**SHORT TASK**
The material below should be written out in full and exactly; pictures stay out of the copy.

**MATERIAL SHOWN**
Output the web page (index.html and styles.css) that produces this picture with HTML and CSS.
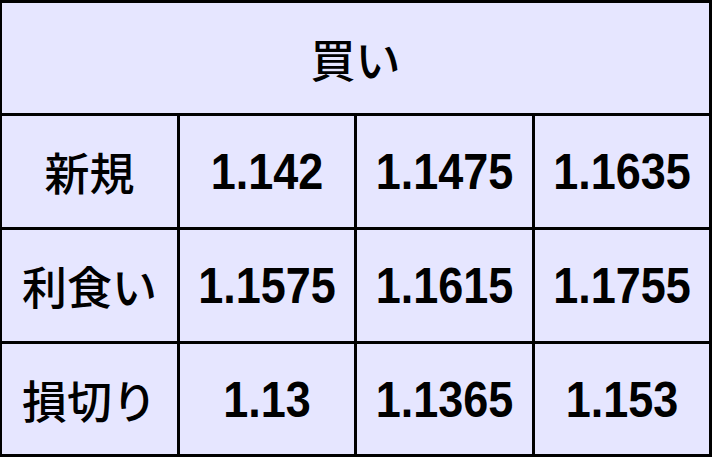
FILE: index.html
```html
<!DOCTYPE html>
<html lang="ja">
<head>
<meta charset="utf-8">
<link rel="stylesheet" href="styles.css">
</head>
<body>
<div class="grid">
  <div class="cell head jp">買い</div>
  <div class="cell jp">新規</div>
  <div class="cell num"><span>1.142</span></div>
  <div class="cell num"><span>1.1475</span></div>
  <div class="cell num"><span>1.1635</span></div>
  <div class="cell jp">利食い</div>
  <div class="cell num"><span>1.1575</span></div>
  <div class="cell num"><span>1.1615</span></div>
  <div class="cell num"><span>1.1755</span></div>
  <div class="cell jp">損切り</div>
  <div class="cell num"><span>1.13</span></div>
  <div class="cell num"><span>1.1365</span></div>
  <div class="cell num"><span>1.153</span></div>
</div>
</body>
</html>
```
FILE: styles.css
```css
html, body {
  margin: 0;
  padding: 0;
  background: #000;
}
.grid {
  width: 712px;
  height: 457px;
  box-sizing: border-box;
  background: #000;
  padding: 3px 3px 3px 2px;
  display: grid;
  grid-template-columns: 175px 174px 175px 174px;
  grid-template-rows: 110px 111px 111px 110px;
  gap: 3px;
}
.cell {
  background: #e6e6ff;
  display: flex;
  align-items: center;
  justify-content: center;
  color: #000;
}
.head {
  grid-column: 1 / 5;
}
.jp {
  font-family: "Noto Sans CJK JP", sans-serif;
  font-weight: 500;
  font-size: 45px;
  line-height: 1;
}
.num {
  font-family: "Liberation Sans", Arial, sans-serif;
  font-weight: 700;
  font-size: 45px;
  line-height: 1;
}
.num span {
  display: inline-block;
  transform: scaleY(1.12);
}
```
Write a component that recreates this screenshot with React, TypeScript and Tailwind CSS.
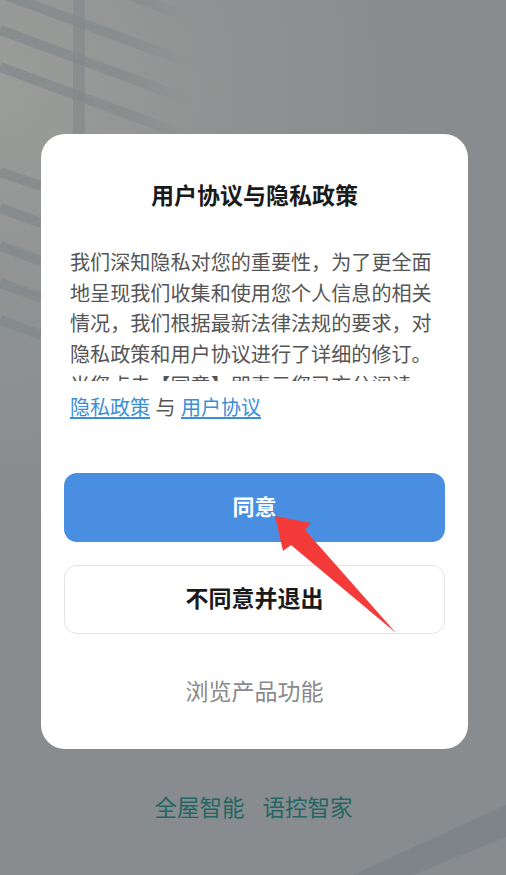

**ANSWER BELOW**
Output the web page (index.html and styles.css) that produces this picture with HTML and CSS.
FILE: index.html
```html
<!DOCTYPE html>
<html lang="ja">
<head>
<meta charset="utf-8">
<link rel="stylesheet" href="styles.css">
</head>
<body>
<div class="grid">
  <div class="cell head jp">買い</div>
  <div class="cell jp">新規</div>
  <div class="cell num"><span>1.142</span></div>
  <div class="cell num"><span>1.1475</span></div>
  <div class="cell num"><span>1.1635</span></div>
  <div class="cell jp">利食い</div>
  <div class="cell num"><span>1.1575</span></div>
  <div class="cell num"><span>1.1615</span></div>
  <div class="cell num"><span>1.1755</span></div>
  <div class="cell jp">損切り</div>
  <div class="cell num"><span>1.13</span></div>
  <div class="cell num"><span>1.1365</span></div>
  <div class="cell num"><span>1.153</span></div>
</div>
</body>
</html>
```
FILE: styles.css
```css
html, body {
  margin: 0;
  padding: 0;
  background: #000;
}
.grid {
  width: 712px;
  height: 457px;
  box-sizing: border-box;
  background: #000;
  padding: 3px 3px 3px 2px;
  display: grid;
  grid-template-columns: 175px 174px 175px 174px;
  grid-template-rows: 110px 111px 111px 110px;
  gap: 3px;
}
.cell {
  background: #e6e6ff;
  display: flex;
  align-items: center;
  justify-content: center;
  color: #000;
}
.head {
  grid-column: 1 / 5;
}
.jp {
  font-family: "Noto Sans CJK JP", sans-serif;
  font-weight: 500;
  font-size: 45px;
  line-height: 1;
}
.num {
  font-family: "Liberation Sans", Arial, sans-serif;
  font-weight: 700;
  font-size: 45px;
  line-height: 1;
}
.num span {
  display: inline-block;
  transform: scaleY(1.12);
}
```
Write a component that recreates this screenshot with React, TypeScript and Tailwind CSS.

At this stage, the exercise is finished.